HAYC3 President Mike Baker gave a little deeper perspective, “Character like this does not happen by accident. Good parents, good community, good educators and good role models all helped in making these young men who they are. You all played a role in this. You should all be proud. This is why we choose to live in a community not just a village, town or city. A community is not a zip code or a location on a map, rather a group of individuals and families who come together to make Hoosick Falls a better place to live and raise families.”
Laura Reynolds added, “We can never underestimate what this community has done to prepare our youth for their future, and no matter how many times they may stumble, there are many to pick them up. It is the beauty of this community. Thank you to all.”

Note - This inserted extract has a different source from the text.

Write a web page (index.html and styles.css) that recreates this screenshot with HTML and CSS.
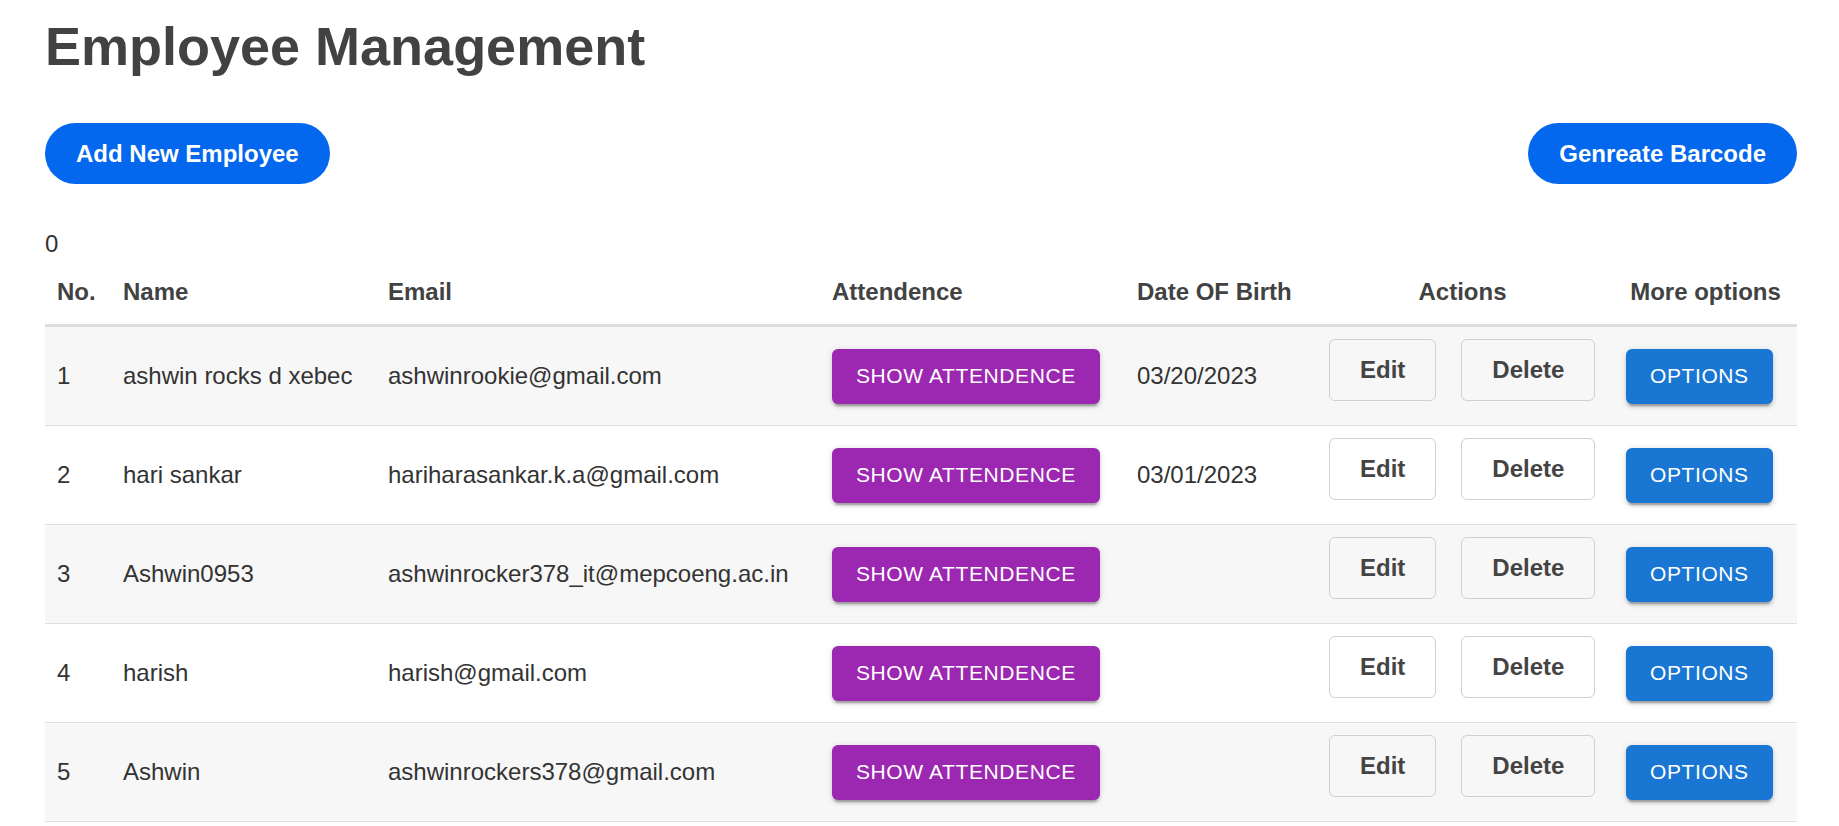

Through these statements, I was reminded of a quote by teacher and scholar Forrest Witcraft, “A hundred years from now it will not matter what my bank account was, the sort of house I lived in, or the kind of car I drove... but the world may be different because I was important in the life of a child.” Individuals, families, schools, organizations, churches and our government – thank you for making a difference in the lives of our children.
Character is defined as “a set of qualities that make a place or thing different from other places or things.” Hoosick Community has a very special character that sets us apart. It seems we have seen more than our share of tragedy. Many families have walked through much pain, but in the wake of it all we have rallied, and walking through these things together has helped develop our character. It has helped make us who we are at our core. It has strengthened and unified us. Grieving the loss of Stephen Colvin together will further develop our character, strengthen and unify us. May he rest in peace.
Our thoughts and prayers are with Stephen’s families and friends. We pray you will experience God’s grace and comfort, strength and peace in your time of loss.